Your personal brand is more than your job

A decade ago it was easy to manage your personal brand. Back then, a personal brand was no more complicated than “I’m an Inventory Analyst for Sears.” When LinkedIn was launched in 2003, I’d use that as my job title on the site without thinking twice about it. Nowadays, personal branding is more complicated. We have a brand that’s separate from the one our employer has designated for us—that is, different from our job title. Whether we reflect it on our LinkedIn profile or not, we’ve got a brand, a network, and, in the best case, a plan for our career that is distinct from our employer’s plan for us. (Begging the question: Does your employer have a plan for your career?)


Employment is over, and the sooner we accept that knowledge, the better for us, whether we’re employees or CEOs. The social contract that HR people like me worried about in the 1980s is shredded. The corporate ladder lies in sawdust at our feet. A career today is a series of assignments, whether with one employer or many; long tenure in one shop doesn’t guarantee continued employment with that firm, for 20 years or 20 minutes. When we talk about a solid company, we’re csaying that the entity has been around a long time; we’re not saying the same people have been there for a long time, or that anyone employed in that organization will necessarily be working there tomorrow.
I worked for a great company in Chicago called U.S. Robotics, which was sold in 1997 to another firm called 3Com. A few years later, 3Com sold off the name U.S. Robotics to another outfit that had zero connection to the original firm, but which claimed to be a trusted name in data communications for decades. Trusted name? No doubt. Same people, same vision, same mojo; that’s anybody’s guess?
These days we’re all independent contractors, although some of us are paid via W-2. The distinction between “inside” and “outside” people—a cultural divide 15 years ago—is a payroll detail now. Each of us is responsible for our own career. We are CEOs of small businesses, even if we’re full-time salaried employees. This is one of the reasons personal branding has become a sensitive topic. Employers want to control their employees’ branding, and they try to exercise that control via social media usage policies, but is that fair? Any employee could be looking for a new job tomorrow. An employee needs a network and a reputation (for thought leadership, for instance) as badly as the employer needs those assets on its own balance sheet.
The ramifications of this monumental shift are big, but employers have been slow to change their thinking about leadership and HR practices. If we want to hire and keep smart and savvy people—the ones who can best burnish a corporation’s brand—we have to work harder at managing in this ecosystem. The sharpest people know that their personal brands, their résumés, and their networks are their most valuable assets. They aren’t willing to turn over those gems to a large employer in exchange for just a paycheck.

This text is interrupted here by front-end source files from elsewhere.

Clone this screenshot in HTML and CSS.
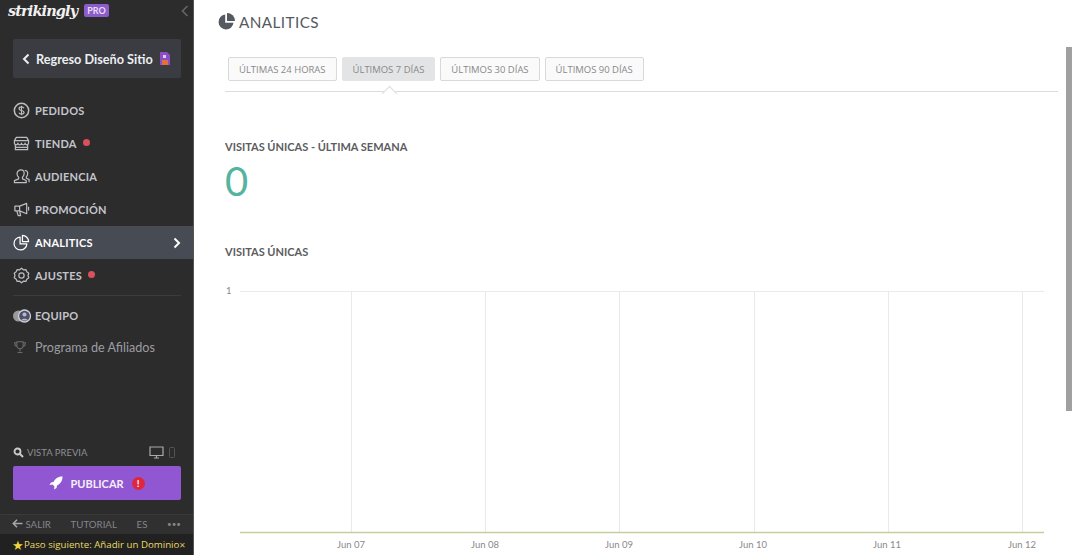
FILE: index.html
```html
<!DOCTYPE html>
<html lang="es">
  <head>
    <meta charset="UTF-8" />
    <title>Analitics</title>
    <link rel="stylesheet" href="styles.css">
  </head>
  <body>
    <aside class="sidebar">
      <div class="brand">
        <span class="logo">strikingly</span>
        <span class="pro">PRO</span>
        <svg class="collapse" width="8" height="12" viewBox="0 0 8 12"><path d="M6.5 1 1.5 6l5 5" fill="none" stroke="#666" stroke-width="1.6"/></svg>
      </div>
      <a class="back-btn">
        <svg width="8" height="12" viewBox="0 0 8 12"><path d="M6.5 1.5 2 6l4.5 4.5" fill="none" stroke="#eee" stroke-width="2"/></svg>
        <span>Regreso Diseño Sitio</span>
        <svg width="12" height="15" viewBox="0 0 12 15"><path d="M1 1h7l3 3v10H1z" fill="#8a4fc4"/><path d="M3 9h6v5H3z" fill="#e0703c"/><path d="M4 4h3v3H4z" fill="#e6c9f2"/></svg>
      </a>
      <nav class="nav">
        <a class="nav-item">
          <svg class="nav-icon" viewBox="0 0 18 18"><circle cx="9" cy="9" r="7.6" stroke-width="1.600"/><path d="M11.600 6.600C11 5.400 9.800 5.200 9 5.200c-1.500 0-2.600.8-2.600 1.900 0 2.500 5.300 1.300 5.300 3.800 0 1.100-1.200 1.900-2.700 1.900-1 0-2.200-.4-2.700-1.500M9 3.900v10.200"/></svg>
          <span>PEDIDOS</span>
        </a>
        <a class="nav-item">
          <svg class="nav-icon" viewBox="0 0 18 18"><path d="M3.500 2.500h11l2 3.500v2.500a1.800 1.800 0 0 1-3.700 0 1.900 1.900 0 0 1-3.800 0 1.900 1.900 0 0 1-3.800 0 1.800 1.800 0 0 1-3.700 0V6zM1.500 6h15M2.500 10.500v5h13v-5M2.500 13h13"/></svg>
          <span>TIENDA</span><i class="dot"></i>
        </a>
        <a class="nav-item">
          <svg class="nav-icon" viewBox="0 0 18 18"><path d="M8.500 2c2.300 0 3.500 1.700 3.300 4-.2 2-.9 3.200-1.800 3.900v1.600l4 1.800v2.200H1.500v-2.200l4.500-1.800V9.900C5 9.200 4.400 8 4.300 6c-.1-2.300 1.900-4 4.200-4zM12.500 2.500c2 .2 3.200 1.600 3 3.700-.1 1.400-.6 2.500-1.400 3.200v1.400l2.900 1.300v3"/></svg>
          <span>AUDIENCIA</span>
        </a>
        <a class="nav-item">
          <svg class="nav-icon" viewBox="0 0 18 18"><path d="M14.500 2.500v11L7 10.500H2V5.500h5zM16.500 6v4M7 5.500v5M4 10.500l1.500 5h2.500l-1-5"/></svg>
          <span>PROMOCIÓN</span>
        </a>
        <a class="nav-item active">
          <svg class="nav-icon" viewBox="0 0 18 18"><path d="M7.500 3.300a6.800 6.800 0 1 0 7.200 7.200H7.500z"/><path d="M10 1.500a6.700 6.700 0 0 1 6.500 6.500H10z"/></svg>
          <span>ANALITICS</span>
          <svg class="chevron" width="8" height="12" viewBox="0 0 8 12"><path d="M1.500 1.500 6 6l-4.500 4.500" fill="none" stroke="#fff" stroke-width="2"/></svg>
        </a>
        <a class="nav-item">
          <svg class="nav-icon" viewBox="0 0 18 18"><path d="M9 1.300l2 1.700 2.600-.3 1 2.400 2.100 1.500-.8 2.400.8 2.400-2.100 1.500-1 2.400-2.600-.3-2 1.700-2-1.700-2.600.3-1-2.400-2.100-1.500.8-2.400-.8-2.400 2.100-1.500 1-2.400 2.600.3z"/><circle cx="9" cy="9" r="2.800"/></svg>
          <span>AJUSTES</span><i class="dot"></i>
        </a>
        <div class="nav-divider"></div>
        <a class="nav-item team">
          <svg class="nav-icon wide" viewBox="0 0 20 14"><circle cx="6.500" cy="7" r="5.500" fill="#9a9a9a" stroke="none"/><circle cx="12.500" cy="7" r="6" fill="#4e5068" stroke="#cfcfd8"/><circle cx="12.500" cy="5.500" r="2" fill="#b9bac8" stroke="none"/><path d="M9 11.500c.8-2.500 6.200-2.500 7 0" fill="#b9bac8" stroke="none"/></svg>
          <span>EQUIPO</span>
        </a>
        <a class="nav-item plain">
          <svg class="nav-icon trophy" viewBox="0 0 18 18"><path d="M5 1.500h8v5c0 2.500-1.700 4-4 4s-4-1.500-4-4zM5 3H2c0 3 1.200 4.500 3.500 5M13 3h3c0 3-1.200 4.500-3.500 5M9 10.500v3.500M6 15.500h6" /></svg>
          <span>Programa de Afiliados</span>
        </a>
      </nav>
      <div class="preview">
        <svg width="11" height="11" viewBox="0 0 11 11"><circle cx="4.500" cy="4.500" r="3" fill="none" stroke="#ccc" stroke-width="1.800"/><path d="M7 7l3 3" stroke="#ccc" stroke-width="2"/></svg>
        <span class="preview-label">VISTA PREVIA</span>
        <svg class="desktop" width="15" height="13" viewBox="0 0 15 13"><path d="M1 1h13v8.500H1zM5 12h5M7.500 9.500V12" fill="none" stroke="#aaa" stroke-width="1.200"/></svg>
        <svg width="6" height="11" viewBox="0 0 6 11"><rect x=".5" y=".5" width="5" height="10" rx="1" fill="none" stroke="#555"/></svg>
      </div>
      <a class="publish">
        <svg width="14" height="14" viewBox="0 0 14 14"><path d="M13.500.5C9.500.5 6.500 2 4.500 6L2 6.500.5 9l3-.5 2 2-.5 3L7.500 12l.5-2.500c4-2 5.500-5 5.500-9z" fill="#fff"/></svg>
        <span>PUBLICAR</span>
        <i class="alert">!</i>
      </a>
      <div class="foot-links">
        <span class="exit"><svg width="11" height="9" viewBox="0 0 11 9"><path d="M5 .8 1.300 4.500 5 8.200M1.500 4.500H10.500" fill="none" stroke="#a5a5a8" stroke-width="1.600"/></svg> SALIR</span>
        <span>TUTORIAL</span>
        <span>ES</span>
        <span class="more">•••</span>
      </div>
      <div class="next-step">
        <span class="star">★</span>
        <span class="next-text">Paso siguiente: Añadir un Dominio</span>
        <span class="close">✕</span>
      </div>
    </aside>

    <main class="content">
      <h1 class="page-title">
        <svg width="17" height="17" viewBox="0 0 17 17"><path d="M7.200 1.500a7.500 7.500 0 1 0 8.300 8.300H7.200z" fill="#555a60"/><path d="M9 0a8 8 0 0 1 8 8H9z" fill="#555a60"/></svg>
        ANALITICS
      </h1>
      <div class="tabs">
        <a class="tab">ÚLTIMAS 24 HORAS</a>
        <a class="tab selected">ÚLTIMOS 7 DÍAS</a>
        <a class="tab">ÚLTIMOS 30 DÍAS</a>
        <a class="tab">ÚLTIMOS 90 DÍAS</a>
      </div>
      <h2 class="stat-label">VISITAS ÚNICAS - ÚLTIMA SEMANA</h2>
      <div class="stat-value">0</div>
      <h2 class="chart-label">VISITAS ÚNICAS</h2>
      <svg class="chart" width="847" height="270" viewBox="225 285 847 270">
        <g stroke="#e9e9e9" fill="none">
          <path d="M240 291.500H1044"/>
          <path d="M351.500 291V533M485.500 291V533M619.500 291V533M754.500 291V533M888.500 291V533M1022.500 291V533"/>
        </g>
        <path d="M240 532.500H1044" stroke="#c5ce9c" stroke-width="1.500"/>
        <g class="chart-text">
          <text x="226" y="294">1</text>
          <text x="351" y="548" text-anchor="middle">Jun 07</text>
          <text x="485" y="548" text-anchor="middle">Jun 08</text>
          <text x="619" y="548" text-anchor="middle">Jun 09</text>
          <text x="753" y="548" text-anchor="middle">Jun 10</text>
          <text x="887" y="548" text-anchor="middle">Jun 11</text>
          <text x="1022" y="548" text-anchor="middle">Jun 12</text>
        </g>
      </svg>
      <div class="scroll-thumb"></div>
    </main>
  </body>
</html>
```

FILE: styles.css
```css
* {
  box-sizing: border-box;
}
html,
body {
  margin: 0;
  height: 555px;
  overflow: hidden;
}
body {
  display: flex;
  font-family: Lato, sans-serif;
  background: #fff;
  color: #555;
}
a {
  color: inherit;
  text-decoration: none;
}
.sidebar {
  width: 194px;
  flex: none;
  display: flex;
  flex-direction: column;
  background: #2c2c2c;
  border-right: 1px solid #555;
  color: #c4c5cc;
}
.brand {
  height: 39px;
  padding: 0 4px 18px 8px;
  display: flex;
  align-items: center;
}
.logo {
  font-family: "DejaVu Serif", serif;
  font-style: italic;
  font-weight: 700;
  font-size: 14.500px;
  letter-spacing: -0.9px;
  color: #f2f2f2;
}
.pro {
  margin-left: 7px;
  padding: 1px 3px;
  background: #8d5ccb;
  border-radius: 2px;
  font-size: 9px;
  font-weight: 700;
  color: #e6dcf5;
}
.collapse {
  margin-left: auto;
}
.back-btn {
  margin: 0 12px 0 13px;
  height: 39px;
  display: flex;
  align-items: center;
  gap: 6px;
  padding-left: 9px;
  background: #3a3c41;
  border-radius: 2px;
  font-size: 12.700px;
  font-weight: 700;
  color: #eceef2;
}
.nav {
  margin-top: 16px;
  flex: 1;
  display: flex;
  flex-direction: column;
}
.nav-item {
  height: 33px;
  flex: none;
  display: flex;
  align-items: center;
  padding: 0 12px 0 13px;
  font-size: 11px;
  font-weight: 700;
  letter-spacing: 0.2px;
}
.nav-icon {
  width: 17px;
  height: 17px;
  margin-right: 5px;
  flex: none;
  fill: none;
  stroke: #bdbdc2;
  stroke-width: 1.300;
  stroke-linejoin: round;
}
.nav-icon.wide {
  width: 20px;
  height: 14px;
  margin-left: -1px;
  margin-right: 3px;
}
.nav-icon.trophy {
  width: 14px;
  height: 15px;
  margin-left: 0;
  margin-right: 8px;
  stroke: #6c6c6c;
}
.nav-item.active {
  background: #474b54;
  color: #fff;
}
.nav-item.active .nav-icon {
  stroke: #fff;
}
.chevron {
  margin-left: auto;
}
.dot {
  width: 7px;
  height: 7px;
  margin-left: 6px;
  margin-top: -2px;
  border-radius: 50%;
  background: #d9505f;
}
.nav-divider {
  height: 1px;
  margin: 3px 12px 3px 13px;
  background: #3c3c3c;
}
.nav-item.plain {
  margin-top: -1px;
  font-weight: 400;
  font-size: 12.600px;
  color: #9c9da3;
  letter-spacing: 0;
}
.preview {
  height: 28px;
  flex: none;
  display: flex;
  align-items: center;
  padding: 0 18px 0 13px;
  font-size: 9.500px;
  color: #8e8f94;
}
.preview-label {
  margin-left: 3px;
}
.desktop {
  margin-left: auto;
  margin-right: 5px;
}
.publish {
  margin: 0 12px 0 13px;
  height: 34px;
  flex: none;
  display: flex;
  align-items: center;
  justify-content: center;
  gap: 7px;
  background: #9157d2;
  border-radius: 2px;
  font-size: 11px;
  font-weight: 700;
  color: #f4effb;
}
.alert {
  width: 13px;
  height: 13px;
  margin-left: 1px;
  border-radius: 50%;
  background: #e0263f;
  color: #fff;
  font-style: normal;
  font-size: 10px;
  line-height: 13px;
  text-align: center;
}
.foot-links {
  margin-top: 14px;
  height: 20px;
  flex: none;
  display: flex;
  align-items: center;
  justify-content: space-between;
  padding: 0 12px 2px;
  background: #303030;
  border-top: 1px solid #3a3a3a;
  font-size: 9.700px;
  color: #84858a;
}
.more {
  font-size: 8px;
  letter-spacing: 0;
}
.next-step {
  height: 21px;
  flex: none;
  display: flex;
  align-items: center;
  padding-left: 12px;
  background: #212121;
  font-family: "Open Sans", sans-serif;
  font-size: 9.700px;
  color: #e9dc66;
}
.star {
  width: 12px;
  font-size: 13px;
  color: #f2d43d;
}
.next-text {
  white-space: nowrap;
}
.close {
  font-size: 8px;
  color: #c9c06a;
}
.content {
  position: relative;
  flex: 1;
  padding: 0 0 0 31px;
  overflow: hidden;
}
.page-title {
  margin: 0 0 0 -7px;
  height: 43px;
  display: flex;
  align-items: center;
  gap: 4px;
  font-size: 15.300px;
  font-weight: 400;
  letter-spacing: 0.4px;
  color: #555a60;
}
.tabs {
  position: relative;
  width: 833px;
  height: 49px;
  padding: 14px 0 0 3px;
  display: flex;
  align-items: flex-start;
  gap: 5px;
  border-bottom: 1px solid #dcdcdc;
}
.tab {
  height: 24px;
  padding: 0 10px;
  display: flex;
  align-items: center;
  background: #fafafa;
  border: 1px solid #d9d9d9;
  border-radius: 2px;
  font-family: "Open Sans", sans-serif;
  font-size: 9.470px;
  color: #888;
}
.tab.selected {
  position: relative;
  background: #e3e4e6;
  border-color: #e3e4e6;
}
.tab.selected::after {
  content: "";
  position: absolute;
  left: 41px;
  top: 30px;
  width: 10px;
  height: 10px;
  background: #fff;
  border-left: 1px solid #dcdcdc;
  border-top: 1px solid #dcdcdc;
  transform: rotate(45deg);
}
.stat-label,
.chart-label {
  margin: 0;
  font-size: 11px;
  font-weight: 700;
  color: #5c5c60;
}
.stat-label {
  margin-top: 47px;
  line-height: 16px;
}
.stat-value {
  height: 54px;
  font-size: 40px;
  font-weight: 400;
  line-height: 52px;
  color: #55b3a0;
}
.chart-label {
  margin-top: 35px;
  line-height: 16px;
}
.chart {
  display: block;
  margin: 25px 0 0 0;
}
.chart-text {
  font-size: 9.500px;
  fill: #8a8a8a;
}
.scroll-thumb {
  position: absolute;
  left: 872px;
  top: 47px;
  width: 6px;
  height: 364px;
  background: #a0a0a0;
}
```
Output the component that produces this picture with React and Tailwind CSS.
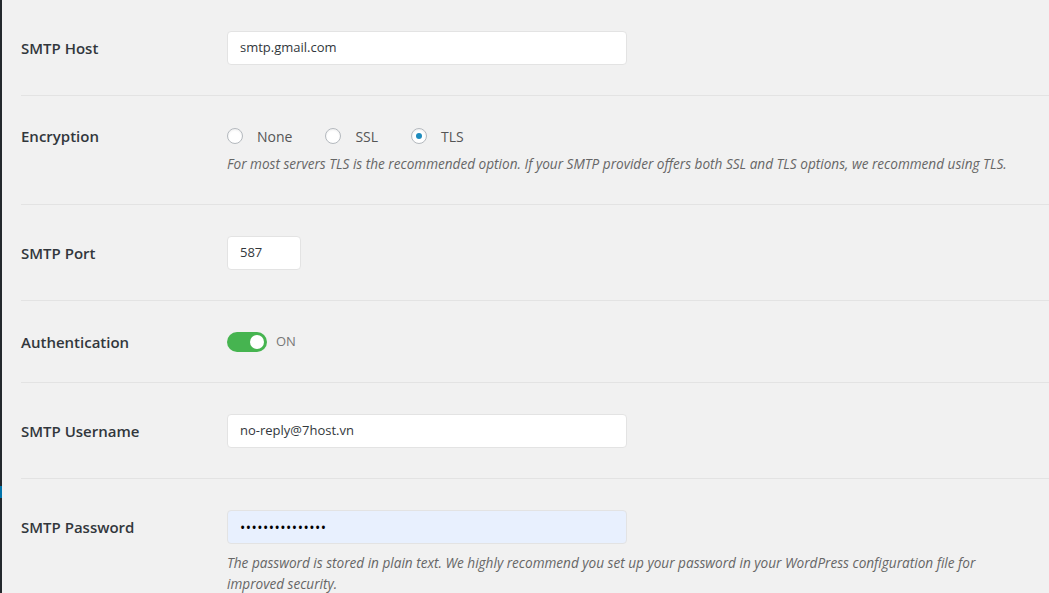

They demand plum assignments (aka résumé fodder), varied responsibilities (ditto), and life/work flexibility. The employers who get the memo first will snag and keep the brightest lights in the talent ecosystem, which is to say the people with the most (and most appealing) alternatives. That’s how supply and demand works.
Is your organization tuned in to the 2013 talent marketplace? If so, by now you’ve likely shed hidebound performance-review systems and pointless forced-ranking exercises. You’ve probably burned the policy manual and shifted closer to a results-only culture. How could it be otherwise? Those employers who cling to past practices will lag their competitors. If you’re in one of those organizations—or, even more unfortunately, running one—consider this a memo from the future. Employment is over, and so is the superstructure of tedious, overbearing, fear-based management practices that kept employees quiet, complacent, and disconnected from the world outside their corporate walls for so long.
Will your firm stride into this new world fearlessly? Or pretend that nothing has changed?